Exercise directions:
Check every line below for the word "screenshot" and show those that hold it.

(Records from a dataset)
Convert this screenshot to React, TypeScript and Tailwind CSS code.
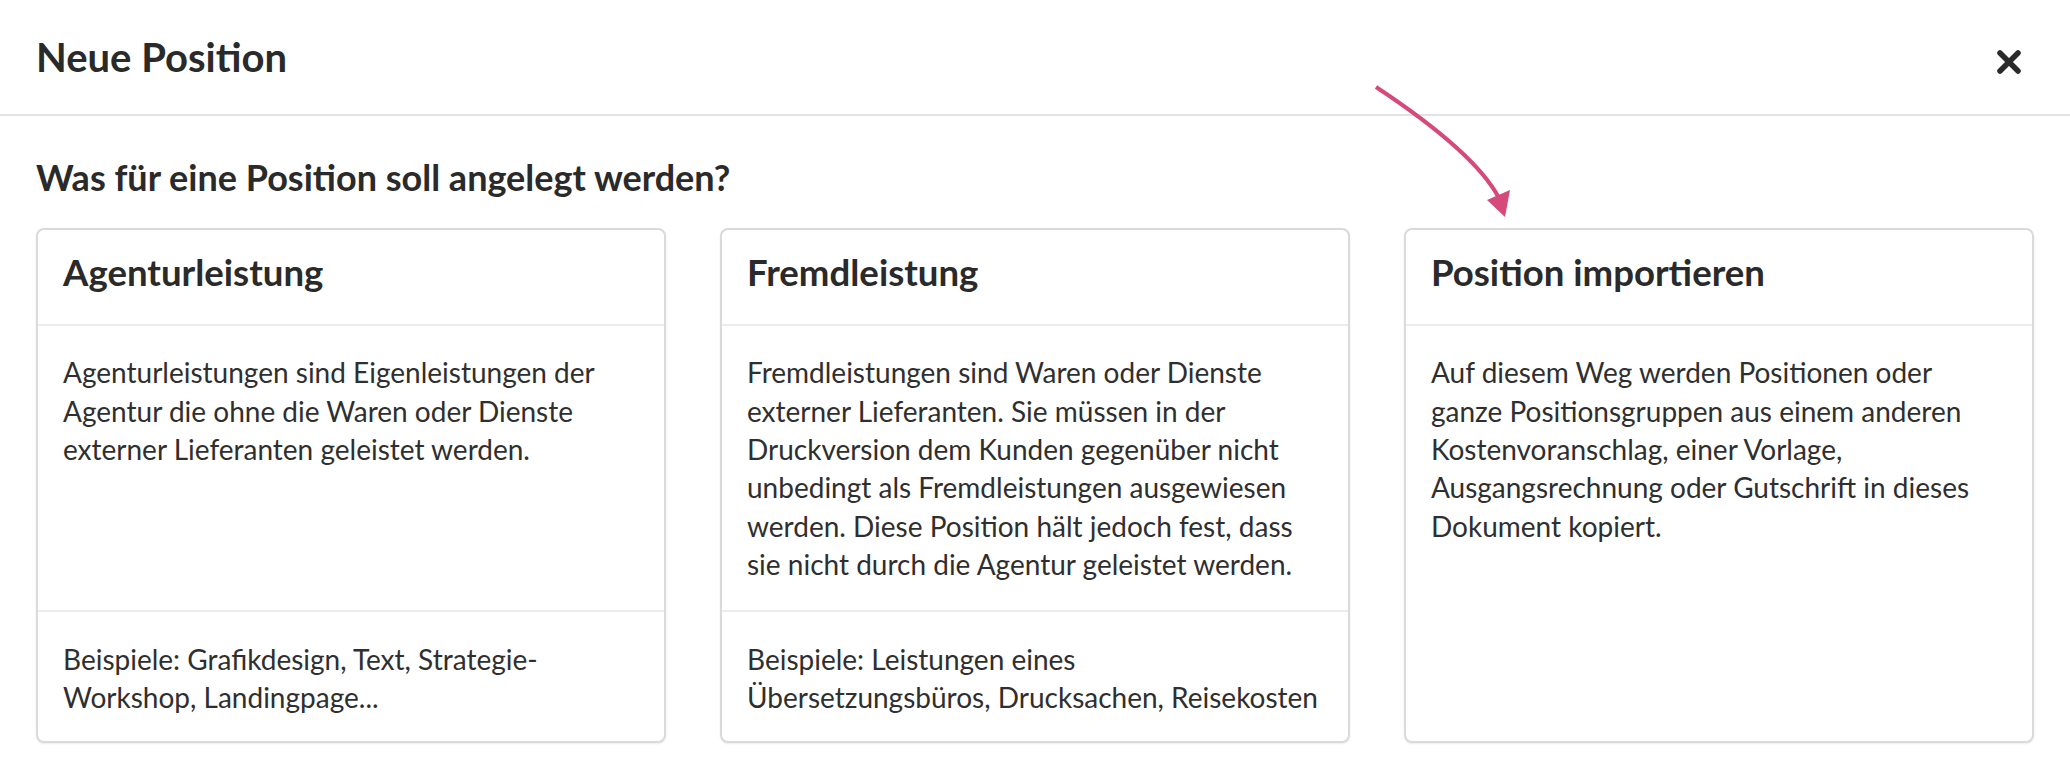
import React from "react";

type Option = {
  title: string;
  text: string;
  example?: string;
};

const options: Option[] = [
  {
    title: "Agenturleistung",
    text: "Agenturleistungen sind Eigenleistungen der Agentur die ohne die Waren oder Dienste externer Lieferanten geleistet werden.",
    example: "Beispiele: Grafikdesign, Text, Strategie-Workshop, Landingpage...",
  },
  {
    title: "Fremdleistung",
    text: "Fremdleistungen sind Waren oder Dienste externer Lieferanten. Sie müssen in der Druckversion dem Kunden gegenüber nicht unbedingt als Fremdleistungen ausgewiesen werden. Diese Position hält jedoch fest, dass sie nicht durch die Agentur geleistet werden.",
    example: "Beispiele: Leistungen eines Übersetzungsbüros, Drucksachen, Reisekosten",
  },
  {
    title: "Position importieren",
    text: "Auf diesem Weg werden Positionen oder ganze Positionsgruppen aus einem anderen Kostenvoranschlag, einer Vorlage, Ausgangsrechnung oder Gutschrift in dieses Dokument kopiert.",
  },
];

function OptionCard({ option }: { option: Option }) {
  return (
    <div className="flex flex-col rounded-lg border-2 border-[#dadada] bg-white shadow-[0_1px_2px_rgba(0,0,0,0.08)] cursor-pointer">
      <div className="px-[25px] pt-5 pb-[30px] border-b-2 border-[#ececec]">
        <h3 className="text-[36.6px] leading-[44px] font-bold text-[#2a2a2a]">
          {option.title}
        </h3>
      </div>
      <p className="flex-1 px-[25px] pt-[27px] pb-[26px] text-[28px] leading-[38.4px] text-[#2f2f2f]">
        {option.text}
      </p>
      {option.example && (
        <p className="px-[25px] pt-[28px] pb-[25px] border-t-2 border-[#ececec] text-[28px] leading-[38.4px] text-[#2f2f2f]">
          {option.example}
        </p>
      )}
    </div>
  );
}

export default function App() {
  return (
    <div
      className="relative w-[2070px] h-[766px] overflow-hidden bg-white text-[#2a2a2a]"
      style={{ fontFamily: "Lato, 'Open Sans', sans-serif" }}
    >
      <header className="h-[116px] px-9 flex items-center justify-between border-b-2 border-[#e2e2e2]">
        <h1 className="text-[40px] font-bold leading-[1.2]">Neue Position</h1>
        <button className="w-[26px] h-[26px] mr-3 mt-[10px] text-[#2a2a2a]">
          <svg viewBox="0 0 26 26" width="26" height="26">
            <path
              d="M4 4 L22 22 M22 4 L4 22"
              stroke="currentColor"
              strokeWidth="5.5"
              strokeLinecap="round"
            />
          </svg>
        </button>
      </header>

      <main className="px-9 pt-10">
        <h2 className="text-[36px] font-bold leading-[1.2] mb-[29px]">
          Was für eine Position soll angelegt werden?
        </h2>
        <div className="grid grid-cols-3 gap-[54px]">
          {options.map((o) => (
            <OptionCard key={o.title} option={o} />
          ))}
        </div>
      </main>

      {/* hint arrow pointing at the import card */}
      <svg
        className="absolute left-0 top-0 pointer-events-none"
        width="2070"
        height="766"
      >
        <path
          d="M1376 87 C1432 124 1480 162 1499 198"
          fill="none"
          stroke="#d6497b"
          strokeWidth="4"
        />
        <polygon points="1487,200 1510,190 1505,217" fill="#d6497b" />
      </svg>
    </div>
  );
}
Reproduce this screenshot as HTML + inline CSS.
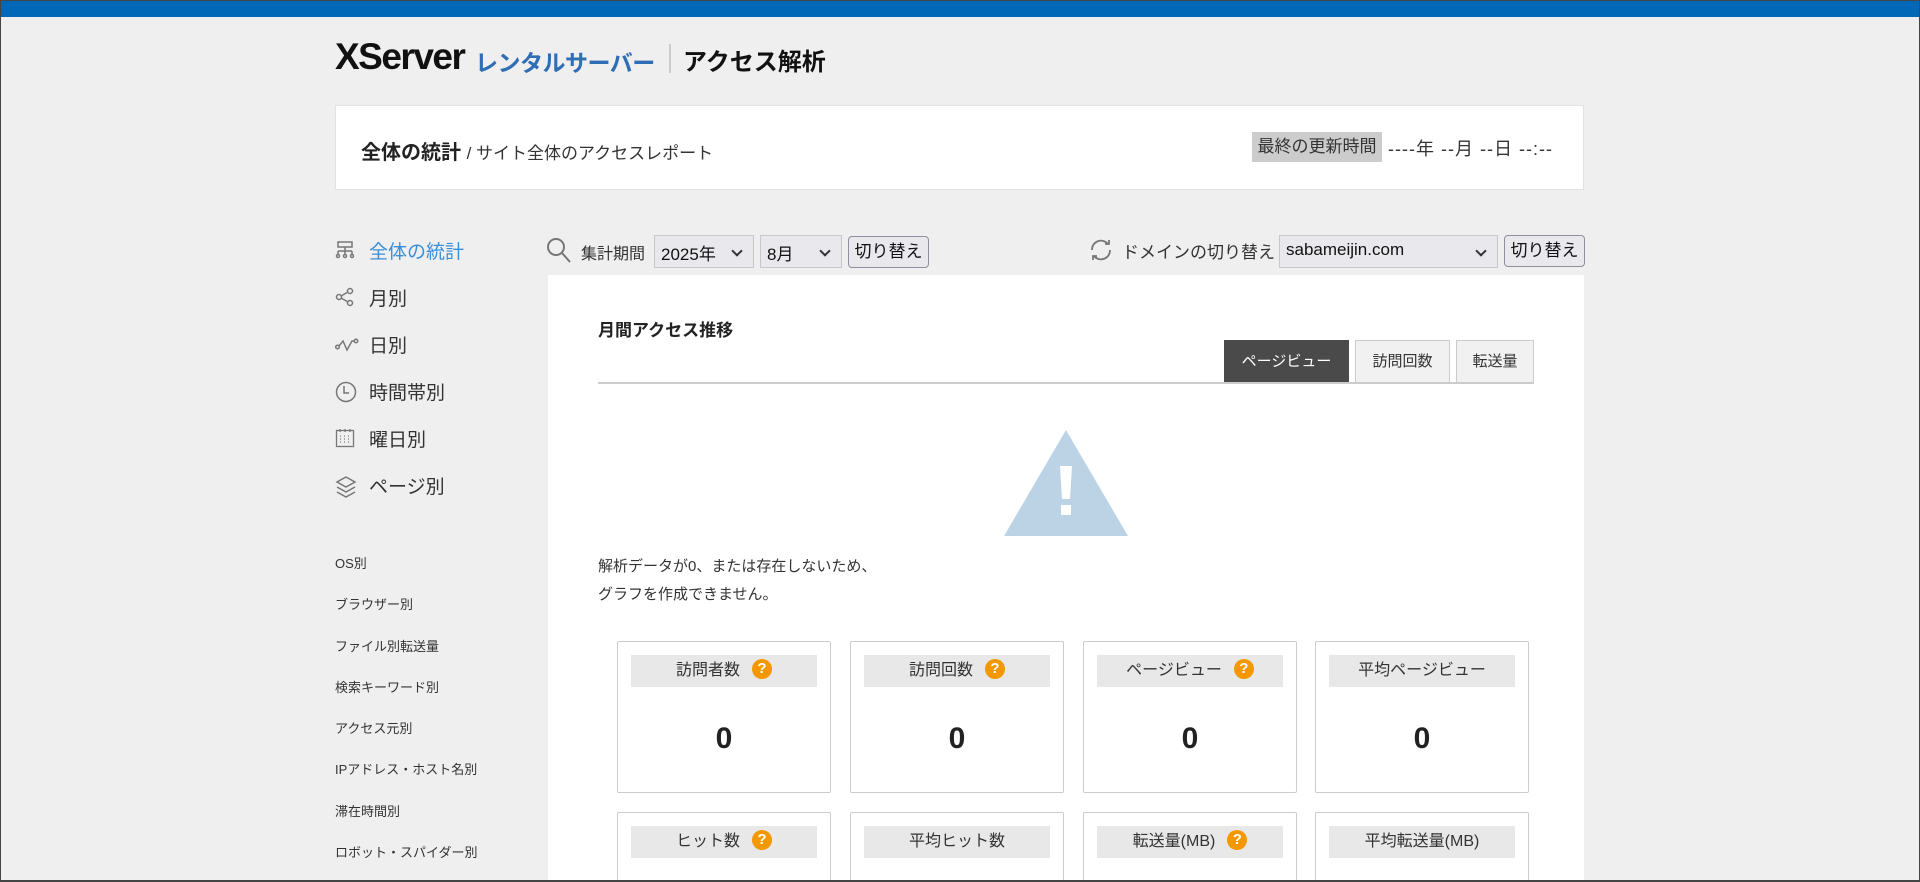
<!DOCTYPE html>
<html style="overflow:hidden;height:882px"><head><meta charset="utf-8"><style>
*{margin:0;padding:0;box-sizing:border-box}
body{width:1920px;height:882px;overflow:hidden;background:#efefef;font-family:"Liberation Sans","Noto Sans CJK JP",sans-serif;color:#333;position:relative}
.a{position:absolute;white-space:nowrap}
.frame{position:absolute;left:0;top:0;width:1920px;height:882px;border:1px solid #444;border-bottom:2px solid #444;pointer-events:none}
.sel{position:absolute;background:#e9e9ed;border:1px solid #c8c8c8;font-size:17px;color:#111;padding:4px 6px;height:33px}
.sel:after{content:"";position:absolute;right:12px;top:11px;width:6px;height:6px;border-right:2px solid #333;border-bottom:2px solid #333;transform:rotate(45deg)}
.btn{position:absolute;background:#e9e9ed;border:1px solid #8f8f9d;border-radius:4px;font-size:17px;color:#111;text-align:center;height:32px;line-height:30px}
.nav{position:absolute;left:335px;font-size:19px;color:#333}
.nav svg{position:absolute;left:0;top:3px}
.nav span{position:absolute;left:34px;top:0;white-space:nowrap}
.sm{position:absolute;left:335px;font-size:13px;color:#333}
.card{position:absolute;width:214px;height:152px;background:#fff;border:1px solid #ccc;border-radius:2px}
.card .h{position:absolute;left:13px;right:13px;top:13px;height:32px;background:#e8e8e8;font-size:16px;text-align:center;line-height:32px;color:#333}
.q{display:inline-block;width:20px;height:20px;border-radius:50%;background:#f39800;color:#fff;font-weight:bold;font-size:15px;line-height:20px;text-align:center;vertical-align:middle;margin-left:12px;margin-top:-4px}
.card .v{position:absolute;left:0;right:0;top:80px;text-align:center;font-size:30px;font-weight:bold;color:#222}
.tab{position:absolute;top:340px;height:42px;line-height:42px;text-align:center;font-size:15px;background:#f1f1f1;border:1px solid #ccc;border-bottom:none;color:#333}
</style></head><body>
<div class="a" style="left:0;top:0;width:1920px;height:17px;background:#0068b7"></div>
<div class="a" style="left:335px;top:36px;font-size:37px;font-weight:bold;color:#111;letter-spacing:-1.5px">XServer</div>
<div class="a" style="left:475px;top:44px;font-size:23px;font-weight:bold;color:#2f6db5;letter-spacing:-0.5px">レンタルサーバー</div>
<div class="a" style="left:669px;top:44px;width:2px;height:29px;background:#ccc"></div>
<div class="a" style="left:683px;top:42px;font-size:24px;font-weight:bold;color:#111">アクセス解析</div>

<div class="a" style="left:335px;top:105px;width:1249px;height:85px;background:#fff;border:1px solid #e2e2e2"></div>
<div class="a" style="left:361px;top:136px;font-size:20px;font-weight:bold;color:#222">全体の統計 <span style="font-weight:normal;font-size:17px;color:#333">/ サイト全体のアクセスレポート</span></div>
<div class="a" style="left:1252px;top:132px;width:130px;height:30px;background:#ccc;font-size:17px;line-height:30px;text-align:center;color:#333">最終の更新時間</div>
<div class="a" style="left:1388px;top:135px;font-size:18px;letter-spacing:1px;color:#333">----年 --月 --日 --:--</div>

<div class="nav" style="top:237px;color:#3a8fd8"><svg width="20" height="20" viewBox="0 0 20 20" fill="none" stroke="#777" stroke-width="1.5"><rect x="3" y="2" width="14" height="5"/><path d="M10 7v4M3 11h14M3 11v3M10 11v3M17 11v3"/><circle cx="3" cy="16" r="1.5"/><circle cx="10" cy="16" r="1.5"/><circle cx="17" cy="16" r="1.5"/></svg><span>全体の統計</span></div>
<div class="nav" style="top:284px"><svg width="20" height="20" viewBox="0 0 20 20" fill="none" stroke="#777" stroke-width="1.5"><circle cx="4" cy="10" r="2.5"/><circle cx="15" cy="4" r="2.5"/><circle cx="15" cy="16" r="2.5"/><path d="M6 9l7-4M6 11l7 4"/></svg><span>月別</span></div>
<div class="nav" style="top:331px"><svg width="24" height="20" viewBox="0 0 24 20" fill="none" stroke="#777" stroke-width="1.5"><circle cx="2.5" cy="13" r="1.8"/><path d="M4 12l4-5 4 9 5-9 3 0"/><circle cx="21" cy="7" r="1.8"/></svg><span>日別</span></div>
<div class="nav" style="top:378px"><svg width="22" height="22" viewBox="0 0 22 22" fill="none" stroke="#777" stroke-width="1.5"><circle cx="11" cy="11" r="9.5"/><path d="M9 5v7h5"/></svg><span>時間帯別</span></div>
<div class="nav" style="top:425px"><svg width="20" height="20" viewBox="0 0 20 20" fill="none" stroke="#777" stroke-width="1.3"><rect x="1.5" y="2.5" width="17" height="16"/><path d="M5 1v3M10 1v3M15 1v3M5 8h1M9 8h1M13 8h1M5 11h1M9 11h1M13 11h1M5 14h1M9 14h1M13 14h1"/></svg><span>曜日別</span></div>
<div class="nav" style="top:472px"><svg width="22" height="24" viewBox="0 0 22 24" fill="none" stroke="#777" stroke-width="1.5"><path d="M11 2l9 5-9 5-9-5z"/><path d="M2 12l9 5 9-5M2 17l9 5 9-5"/></svg><span>ページ別</span></div>

<div class="sm" style="top:553px">OS別</div>
<div class="sm" style="top:594px">ブラウザー別</div>
<div class="sm" style="top:636px">ファイル別転送量</div>
<div class="sm" style="top:677px">検索キーワード別</div>
<div class="sm" style="top:718px">アクセス元別</div>
<div class="sm" style="top:759px">IPアドレス・ホスト名別</div>
<div class="sm" style="top:801px">滞在時間別</div>
<div class="sm" style="top:842px">ロボット・スパイダー別</div>

<svg class="a" style="left:546px;top:237px" width="26" height="27" viewBox="0 0 26 27" fill="none" stroke="#777" stroke-width="2"><circle cx="10" cy="10" r="8"/><path d="M16 16l8 9"/></svg>
<div class="a" style="left:581px;top:240px;font-size:16px;color:#333">集計期間</div>
<div class="sel" style="left:654px;top:235px;width:100px">2025年</div>
<div class="sel" style="left:760px;top:235px;width:82px">8月</div>
<div class="btn" style="left:848px;top:236px;width:81px">切り替え</div>

<svg class="a" style="left:1088px;top:238px" width="26" height="24" viewBox="0 0 26 24" fill="none" stroke="#777" stroke-width="1.8"><path d="M4 12a9 9 0 0 1 16-6"/><path d="M22 12a9 9 0 0 1-16 6"/><path d="M17 6h4V2M9 18H5v4"/></svg>
<div class="a" style="left:1122px;top:238px;font-size:17px;color:#333">ドメインの切り替え</div>
<div class="sel" style="left:1279px;top:235px;width:219px">sabameijin.com</div>
<div class="btn" style="left:1504px;top:235px;width:81px">切り替え</div>

<div class="a" style="left:548px;top:275px;width:1036px;height:607px;background:#fff"></div>
<div class="a" style="left:598px;top:316px;font-size:17px;font-weight:bold;color:#222">月間アクセス推移</div>
<div class="tab" style="left:1224px;width:125px;background:#4a4a4a;color:#fff;border-color:#4a4a4a">ページビュー</div>
<div class="tab" style="left:1355px;width:95px">訪問回数</div>
<div class="tab" style="left:1456px;width:78px">転送量</div>
<div class="a" style="left:598px;top:382px;width:936px;height:2px;background:#ccc"></div>

<svg class="a" style="left:1004px;top:430px" width="124" height="106" viewBox="0 0 124 106"><path d="M62 0L124 106H0z" fill="#bcd3e6"/><path d="M56 36h12l-2 33h-8z" fill="#fff"/><rect x="57" y="75" width="10" height="10" fill="#fff"/></svg>
<div class="a" style="left:598px;top:553px;font-size:15px;line-height:28px;color:#333">解析データが0、または存在しないため、<br>グラフを作成できません。</div>

<div class="card" style="left:617px;top:641px"><div class="h">訪問者数<span class="q">?</span></div><div class="v">0</div></div>
<div class="card" style="left:850px;top:641px"><div class="h">訪問回数<span class="q">?</span></div><div class="v">0</div></div>
<div class="card" style="left:1083px;top:641px"><div class="h">ページビュー<span class="q">?</span></div><div class="v">0</div></div>
<div class="card" style="left:1315px;top:641px"><div class="h">平均ページビュー</div><div class="v">0</div></div>
<div class="card" style="left:617px;top:812px;height:70px"><div class="h">ヒット数<span class="q">?</span></div></div>
<div class="card" style="left:850px;top:812px;height:70px"><div class="h">平均ヒット数</div></div>
<div class="card" style="left:1083px;top:812px;height:70px"><div class="h">転送量(MB)<span class="q">?</span></div></div>
<div class="card" style="left:1315px;top:812px;height:70px"><div class="h">平均転送量(MB)</div></div>
<div class="frame"></div>
</body></html>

Correct response:
Convert this screenshot to React, TypeScript and Tailwind CSS code.
Reproduce this screenshot as HTML + inline CSS.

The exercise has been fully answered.